As can be seen here a sphere can be smoothly and continuously turned inside-out by a process called "sphere eversion". Let's call this scenario A.
On the other hand a 3d-unit-vector-field defined on a sphere can NOT be smoothly and continuously turned from pointing outward to pointing inward. Apparently this is so, because the function associated to the outward normal vector field has degree +1 while the inward pointing one has the degree -1. It follows that the two fields are not not homotopic. Let's call this scenario B.
What puzzles me is the following: I imagine that the vector field in B corresponds to the normals of the surface in scenario A (at the same fixed spherical coordinate).

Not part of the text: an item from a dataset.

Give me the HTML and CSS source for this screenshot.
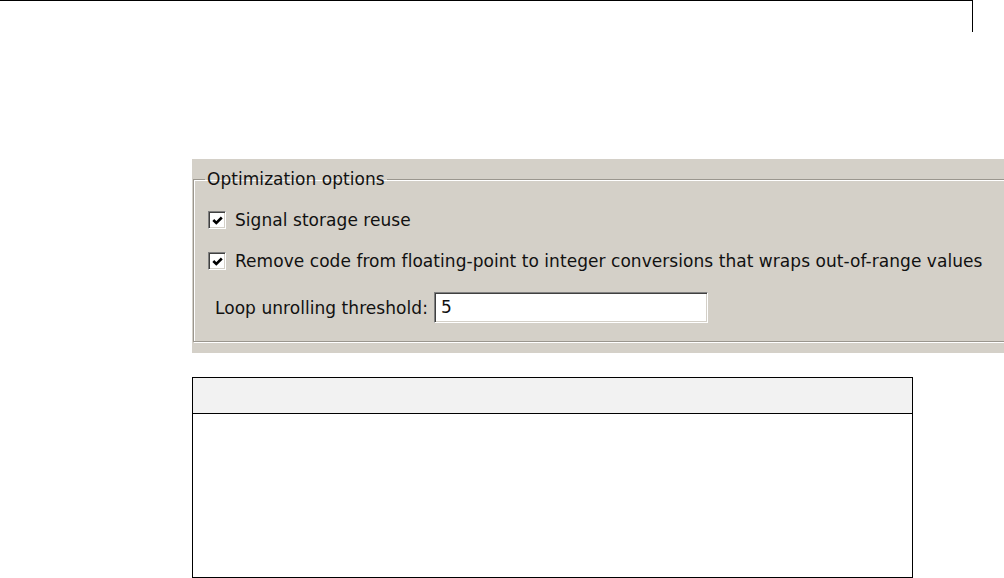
FILE: index.html
```html
<!DOCTYPE html>
<html>
<head>
<meta charset="utf-8">
<link rel="stylesheet" href="styles.css">
</head>
<body>
<div class="topbar"></div>
<div class="panel">
  <fieldset class="group">
    <legend class="legend">Optimization options</legend>
    <div class="row check-row">
      <span class="cb"><svg width="11" height="11" viewBox="0 0 11 11"><path d="M1.3 5 L4.3 8 L9.8 2.5" fill="none" stroke="#000" stroke-width="2.6"/></svg></span>
      <span class="label">Signal storage reuse</span>
    </div>
    <div class="row check-row">
      <span class="cb"><svg width="11" height="11" viewBox="0 0 11 11"><path d="M1.3 5 L4.3 8 L9.8 2.5" fill="none" stroke="#000" stroke-width="2.6"/></svg></span>
      <span class="label">Remove code from floating-point to integer conversions that wraps out-of-range values</span>
    </div>
    <div class="row field-row">
      <span class="label">Loop unrolling threshold:</span>
      <span class="input">5</span>
    </div>
  </fieldset>
</div>
<div class="table">
  <div class="thead"></div>
  <div class="tbody"></div>
</div>
</body>
</html>
```

FILE: styles.css
```css
html, body {
  margin: 0;
  padding: 0;
  background: #fff;
  overflow: hidden;
}
body {
  font-family: "DejaVu Sans", Verdana, sans-serif;
  font-size: 17px;
  letter-spacing: 0.05px;
  color: #111;
}
.topbar {
  width: 972px;
  height: 31px;
  border-top: 1px solid #000;
  border-right: 1px solid #000;
}
.panel {
  margin: 127px 0 0 192px;
  width: 812px;
  height: 194px;
  background: #d4d0c8;
  overflow: hidden;
  padding: 0 0 0 1px;
  box-sizing: border-box;
}
.group {
  margin: 11px 0 0 0;
  width: 840px;
  box-sizing: border-box;
  border: 1px solid #9a968e;
  box-shadow: inset 1px 1px 0 #fff, 1px 1px 0 #fff;
  padding: 18px 0 18px 14px;
  min-width: 0;
}
.legend {
  margin-left: -3px;
  padding: 0 2px;
  line-height: 18px;
}
.row {
  display: flex;
  align-items: center;
}
.check-row {
  height: 28px;
  line-height: 28px;
}
.check-row + .check-row {
  margin-top: 13px;
}
.cb {
  width: 18px;
  height: 18px;
  box-sizing: border-box;
  background: #fff;
  border-top: 1px solid #808080;
  border-left: 1px solid #808080;
  border-bottom: 1px solid #fff;
  border-right: 1px solid #fff;
  box-shadow: inset 1px 1px 0 #404040, inset -1px -1px 0 #d4d0c8;
  display: flex;
  align-items: center;
  justify-content: center;
  margin-right: 9px;
}
.cb svg {
  display: block;
}
.field-row {
  margin-top: 17px;
  padding-left: 7px;
}
.input {
  margin-left: 6px;
  width: 274px;
  height: 31px;
  box-sizing: border-box;
  background: #fff;
  border-top: 1px solid #808080;
  border-left: 1px solid #808080;
  border-bottom: 1px solid #fff;
  border-right: 1px solid #fff;
  box-shadow: inset 1px 1px 0 #404040, inset -1px -1px 0 #d4d0c8;
  padding-left: 6px;
  line-height: 29px;
}
.table {
  margin: 24px 0 0 192px;
  width: 721px;
  height: 201px;
  box-sizing: border-box;
  border: 1px solid #000;
}
.thead {
  height: 36px;
  box-sizing: border-box;
  background: #f2f2f2;
  border-bottom: 1px solid #000;
}
```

Or alternatively you could say, that the normal of the surface in scenario A maps to its equivalent fixed spherical coordinate in scenario B. Since scenario A start with a normal sphere, all vectors in B point outward. Now the sphere of A undergoes eversion, the surface bends and twists and so do the surface normals of A and therefore the vectors in B. When eversion is done, the sphere has been turned inside-out and so the surface normals in A are pointing inward and therefore the vectors in B point inward. But this can not be, because the impossible would have happend (inverting the vector field in B).
Where does my reasoning/analogy go wrong ?
A sphere eversion, by definition, is a regular homotopy $H : S^2 \times [0,1] \to \mathbb R^3$ from the identity map $H_0(p)=p$ to an orientation reversing diffeomorphism $H_1 : S^2 \to S^2$, where "regular" means simply that for each $t$ the map $H_t : S^2 \to \mathbb R^3$ is an immersion. For each $(p,t) \in S^2 \times [0,1]$, the oriented tangent plane $D_p H_t (T_p S^2)$ is therefore defined, and its unit normal vector $\nu(p,t)$ is defined. So from $H$ you get a continuous map $$NH : S^2 \times [0,1] \to \mathbb R^3 \times (\mathbb R^3 - \{0\}) $$ defined by $NH(p,t) = (H(p,t),\nu(p,t))$.
Now, one of the key observations in the study of regular homotopies is this.
As said in my answer to your earlier question, the identity map and the antipodal map are not homotopic as self-maps of $S^2$, and the "inward normal" vector and "outward normal vector" are not homotopic as maps $S^2 \mapsto \mathbb R^3 - \{0\}$.
However, consider that formula for $NH$. Restrict to $t=0$ and $t=1$, and you get the following two maps: $$NH_0(p) = (p,\nu_+(p)) \quad\text{and}\quad NH_1(p) = (-p,\nu_-(-p))$ $$ where $\nu_+$ means outward normal and $\nu_-$ means inward normal. Those are two smooth functions $$NH_0, NH_1 : S^2 \to \mathbb R^3 \times (\mathbb R^3 - \{0\}) $$ and those two functions $NH_0,NH_1$ are smoothly homotopic, because the second homotopy group $\pi_2(\mathbb R^3 \times (\mathbb R^3 - \{0\})$ is the trivial group, and a topological homotopy can be smoothed without much trouble.
The issue is, though, that one has no guarantee that $\mathbb R^3 - \{0\}$ coordinate is "normal to", or even "not parallel to", the tangent plane of the first coordinate map.
The mathematical issue underlying sphere eversion is therefore to start with a smooth homotopy from $NH_0$ to $NH_1$, and somehow use it to produce a smooth homotopy with the correct "normal vector" properties. What Smale realized is that there is a deeper homotopy invariant which is also trivial, and which implies, abstractly, the existence of the desired smooth homotopy. And once that was know, the existence of a sphere eversion follows. Armed with that knowledge, others later produced visualizable constructions.